Edition V06N01 | Year 2020 | Editorial Case Report | Pages 36 to 41
Introduction: Subcutaneous emphysema is a rare accident that occurs during dental treatments in which forced passage of air and/or other gases into the soft tissues occurs. It can have several causes, but the most common occur from the air released during the use of high-speed turbines or triple syringes. Usually treatment is symptomatic, presenting spontaneous remission over time. However, they may present complications that progress to severe conditions that put the patient’s life at risk, and a rigorous follow-up is necessary until its complete regression. Description: Three clinical cases of female patients, who developed subcutaneous emphy- sema during the use of high-speed turbine in third molar extraction procedures, are reported. All were diagnosed immediately during the surgeries, with symptoms of facial volume increase and crepitation on palpation.
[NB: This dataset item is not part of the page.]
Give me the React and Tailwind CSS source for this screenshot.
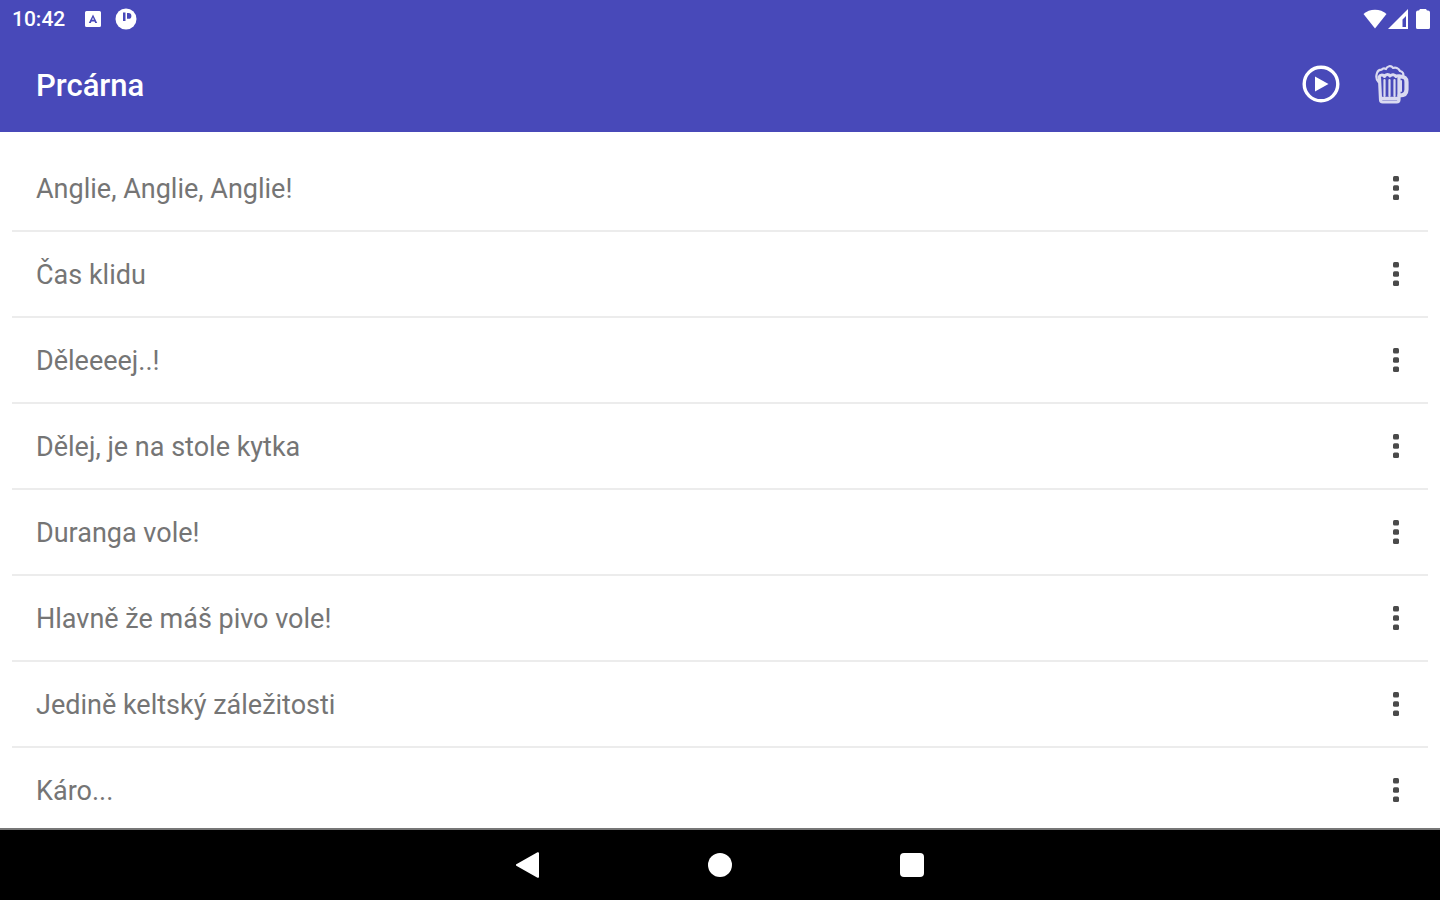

Results: The treatments performed were satisfactory, which included the use of associated anti-inflammatory and antibiotic medications. Conclusion: After a follow-up period, complete remission of the symptoms was observed without the appearance of complications. The correct surgical planning is fundamental to avoid this type of complication.
Torres RS, Ribeiro ACF, Carvalho HMP, Nascimento SLC, Albuquerque GC, Martins VB, Oliveira MV, Motta Junior J, Tavares PMH. Subcutaneous emphysema during surgical extraction of third molars: three case reports. J Braz Coll Oral Maxillofac Surg. 2020 Jan-Apr;6(1):36-41.